Ultima notazione, quella di una leghista doc come Susanna Ceccardi, eurodeputata, amazzone di Salvini: “Se nascesse il quarto governo non eletto della legislatura i nostri non ne capirebbero il senso”. Sorriso della Chirico: “Senza dubbio. Perché qui c’è un gioco di causa-effetto che aiuterebbe Salvini: se Draghi viene eletto alla fine del settennato di Mattarella, con i voti decisivi della Lega, lui sale sul Colle, e nasce comunque un nuovo governo”. Su cui – è intuitivo – Salvini sparerebbe napalm ogni giorno, chiedendo il voto anticipato. Ed ecco il grande cerchio della strategia salviniana che si chiude. Se la Lega esce dal governo con l’elezione di Draghi, c’è ancora spazio per un governo che arriva a fine legislatura; e se la Lega non ci sta, restano solo due ipotesi politiche possibili in questo parlamento: o un governo Ursula, o un governo con quattro partiti della vecchia maggioranza giallorossa. Nei conciliaboli leghisti circola anche una ipotesi preferita, quella di un governo Letta, che come avversario sarebbe il massimo. Infatti così si ricomporrebbe lo schema bipolare e Salvini otterrebbe un altro anno di legislatura per sparare su di un governo di centrosinistra. Oppure, nel caso di una maggioranza Ursula (magari guidata da un nome come Marta Cartabia) contro un governo tecnico di cui lui non fa parte. E così Salvini potrebbe provare a vincere la partita delle politiche, il duello per la leadership con la Meloni. Ecco perché, la prima ipoteca su questa sfida, il leader della Lega vuole stipularla, spingendo Draghi al Quirinale, senza passare per un Mattarella bis.

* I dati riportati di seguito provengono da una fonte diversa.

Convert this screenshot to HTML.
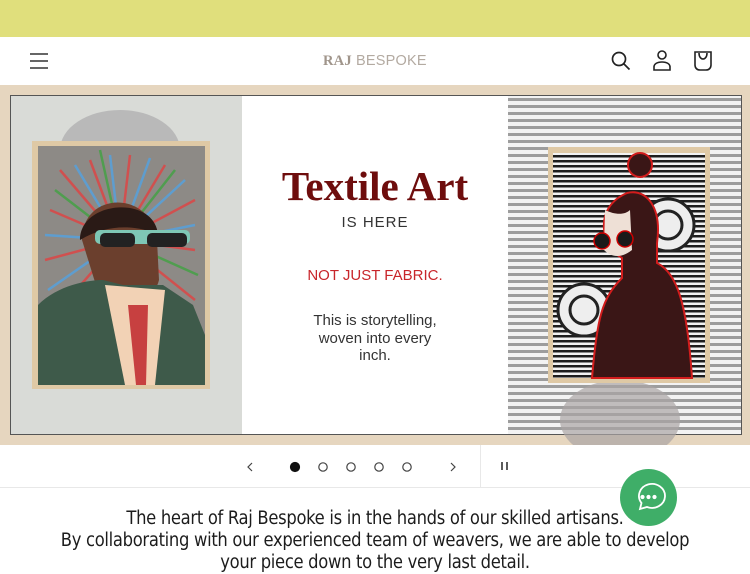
<!DOCTYPE html>
<html><head><meta charset="utf-8"><style>
*{margin:0;padding:0;box-sizing:border-box}
body{width:750px;height:563px;overflow:hidden;background:#fff;font-family:"Liberation Sans",sans-serif;position:relative}
.ann{position:absolute;left:0;top:0;width:750px;height:37px;background:#e0df7c}
.hdr{position:absolute;left:0;top:37px;width:750px;height:48px;background:#fff}
.logo{position:absolute;left:323px;top:53px;font-size:14.5px;color:#b3aaa1;letter-spacing:.2px}
.logo b{font-family:"Liberation Serif",serif;font-weight:bold;color:#a0958b}
.ban{position:absolute;left:0;top:85px;width:750px;height:360px}
.ctl{position:absolute;left:0;top:445px;width:750px;height:43px;border-bottom:1px solid #e8e8e8}
.txt{position:absolute;left:0;top:508px;width:750px;text-align:center;font-size:18.2px;line-height:22px;color:#1c1c1c;font-family:"DejaVu Sans Condensed","Liberation Sans Narrow","Liberation Sans",sans-serif;letter-spacing:-.3px}
.chat{position:absolute;left:620px;top:469px;width:57px;height:57px;border-radius:50%;background:#3fae68}
</style></head><body>
<div class="ann"></div>
<div class="hdr">
<svg style="position:absolute;left:29px;top:15px" width="20" height="18"><path d="M1 2h18M1 9h18M1 16h18" stroke="#333" stroke-width="1.6"/></svg>
<svg style="position:absolute;left:610px;top:13px" width="22" height="22" fill="none" stroke="#222" stroke-width="1.7"><circle cx="9" cy="9" r="6.5"/><path d="M14 14l5.5 5.5"/></svg>
<svg style="position:absolute;left:652px;top:12px" width="20" height="24" fill="none" stroke="#222" stroke-width="1.6"><circle cx="10" cy="6" r="4"/><path d="M2 21v-3c0-3 3-5 8-5s8 2 8 5v3z"/></svg>
<svg style="position:absolute;left:693px;top:13px" width="20" height="22" fill="none" stroke="#222" stroke-width="1.6"><path d="M2 2h16v13c0 3-2 5-5 5H7c-3 0-5-2-5-5z"/><path d="M6 3c0 4 2 6 4 6s4-2 4-6"/></svg>
</div>
<div class="logo"><b>RAJ</b> BESPOKE</div>
<svg class="ban" width="750" height="360" viewBox="0 85 750 360">
<defs><pattern id="st" width="10" height="7" patternUnits="userSpaceOnUse"><rect width="10" height="7" fill="#f3f3f3"/><rect y="0" width="10" height="3" fill="#9d9d9d"/></pattern>
<pattern id="st2" width="10" height="5" patternUnits="userSpaceOnUse"><rect width="10" height="5" fill="#f2f2f2"/><rect width="10" height="2.5" fill="#1d1d1d"/></pattern></defs>
<rect x="0" y="85" width="750" height="360" fill="#e6d6bf"/>
<rect x="10" y="95" width="732" height="340" fill="#555"/>
<rect x="11" y="96" width="231" height="338" fill="#d9dbd7"/>
<rect x="242" y="96" width="266" height="338" fill="#fff"/>
<rect x="508" y="96" width="233" height="338" fill="url(#st)"/>
<ellipse cx="120" cy="150" rx="60" ry="40" fill="#b9b9b9"/>
<ellipse cx="620" cy="420" rx="60" ry="40" fill="#a9a4a4" opacity=".7"/>
<rect x="32" y="141" width="178" height="248" fill="#dfc9a5"/>
<rect x="38" y="146" width="167" height="239" fill="#8d8a86"/>
<g stroke-width="2.5" opacity=".9"><path d="M120 240L60 170M120 240L90 160M120 240L130 155M120 240L165 165M120 240L195 200M120 240L195 250M120 240L50 210M120 240L45 260M120 240L50 320M120 240L195 300" stroke="#d84a4a"/><path d="M120 240L75 165M120 240L110 155M120 240L150 158M120 240L185 180M120 240L45 235M120 240L195 225M120 240L48 290" stroke="#5aa0d8"/><path d="M120 240L100 150M120 240L175 170M120 240L55 190M120 240L198 275" stroke="#4aa04a"/></g>
<path d="M82 240c0-50 70-50 75 0l2 40c-5 20-25 30-40 25l-20-10z" fill="#6b3f2d"/>
<path d="M80 240c0-40 75-45 78-5c-20-10-50-12-78 5z" fill="#2a1a16"/>
<rect x="95" y="230" width="95" height="14" rx="5" fill="#7ec7b5"/><rect x="100" y="233" width="35" height="14" rx="5" fill="#222"/><rect x="147" y="233" width="40" height="14" rx="5" fill="#222"/>
<path d="M38 385l0-80c20-20 50-25 65-25l20 5 40 0 30 20 12 30v50z" fill="#3e5a4a"/>
<path d="M105 285l20 100h30l10-95z" fill="#f2d2b5"/><path d="M128 305l8 80h10l2-80z" fill="#c74040"/>
<rect x="548" y="147" width="162" height="236" fill="#dfc9a5"/>
<rect x="553" y="153" width="152" height="225" fill="url(#st2)"/>
<circle cx="668" cy="225" r="26" fill="#eee" stroke="#222" stroke-width="3"/><circle cx="668" cy="225" r="14" fill="none" stroke="#222" stroke-width="3"/>
<circle cx="584" cy="310" r="26" fill="#eee" stroke="#222" stroke-width="3"/><circle cx="584" cy="310" r="14" fill="none" stroke="#222" stroke-width="3"/>
<path d="M592 378c5-60 10-80 30-100l0-20c-20-10-30-50 5-65 20-5 35 15 30 50v20c20 10 30 40 35 115z" fill="#3a1616" stroke="#d21c1c" stroke-width="2"/>
<path d="M605 210c10 5 20 5 25 0l2 40c-10 8-20 8-28 0z" fill="#eee0d6"/>
<circle cx="602" cy="241" r="8" fill="#1a1a1a" stroke="#c00" stroke-width="1.5"/><circle cx="625" cy="239" r="8" fill="#1a1a1a" stroke="#c00" stroke-width="1.5"/>
<circle cx="640" cy="165" r="12" fill="#3a1616" stroke="#d21c1c" stroke-width="2"/>
<text x="375" y="200" text-anchor="middle" font-family="Liberation Serif" font-weight="bold" font-size="41" fill="#6e0d0d">Textile Art</text>
<text x="375" y="227" text-anchor="middle" font-size="15" fill="#333" letter-spacing="1">IS HERE</text>
<text x="375" y="280" text-anchor="middle" font-size="15" fill="#c8262b">NOT JUST FABRIC.</text>
<text x="375" y="325" text-anchor="middle" font-size="15" fill="#333">This is storytelling,</text>
<text x="375" y="343" text-anchor="middle" font-size="15" fill="#333">woven into every</text>
<text x="375" y="360" text-anchor="middle" font-size="15" fill="#333">inch.</text>
</svg>
<div class="ctl">
<svg style="position:absolute;left:240px;top:15px" width="240" height="14" fill="none" stroke="#444" stroke-width="1.2"><path d="M12 3l-4 4 4 4"/><circle cx="55" cy="7" r="4.5" fill="#111" stroke="#111"/><circle cx="83" cy="7" r="4.2"/><circle cx="111" cy="7" r="4.2"/><circle cx="139" cy="7" r="4.2"/><circle cx="167" cy="7" r="4.2"/><path d="M211 3l4 4-4 4"/></svg>
<div style="position:absolute;left:480px;top:0;width:1px;height:43px;background:#e8e8e8"></div>
<svg style="position:absolute;left:500px;top:15px" width="10" height="12"><path d="M2 2v8M7 2v8" stroke="#333" stroke-width="1.6"/></svg>
</div>
<div class="txt">The heart of Raj Bespoke is in the hands of our skilled artisans.<br>By collaborating with our experienced team of weavers, we are able to develop<br>your piece down to the very last detail.</div>
<div class="chat"><svg width="57" height="57" fill="none" stroke="#fff" stroke-width="1.8"><path d="M20 40l1.5-6a13 12 0 1 1 5.5 4z"/><circle cx="22.5" cy="28" r="1.2" fill="#fff"/><circle cx="28.5" cy="28" r="1.2" fill="#fff"/><circle cx="34.5" cy="28" r="1.2" fill="#fff"/></svg></div>
</body></html>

A sinistra qualcuno obietta scettico: “E cosa ci guadagnerebbe Draghi?”. Semplice: un biglietto per salire sul Colle, unico presidente già sicuro dell’elezione, prima ancora che si costruisca l’assemblea dei grandi elettori. Non sarebbe un risultato da poco, se si pensa che tutti i presidenti designati delle ultime maratone presidenziali – da Andreotti a Forlani, da D’Alema a Prodi, a Marini – hanno fallito nella loro sfida, malgrado potessero contare su maggioranze solide (sulla carta). Perché il gioco delle Quirinarie, oggi, si fonda su uno slogan facile: meglio un Colle oggi che una gallina domani.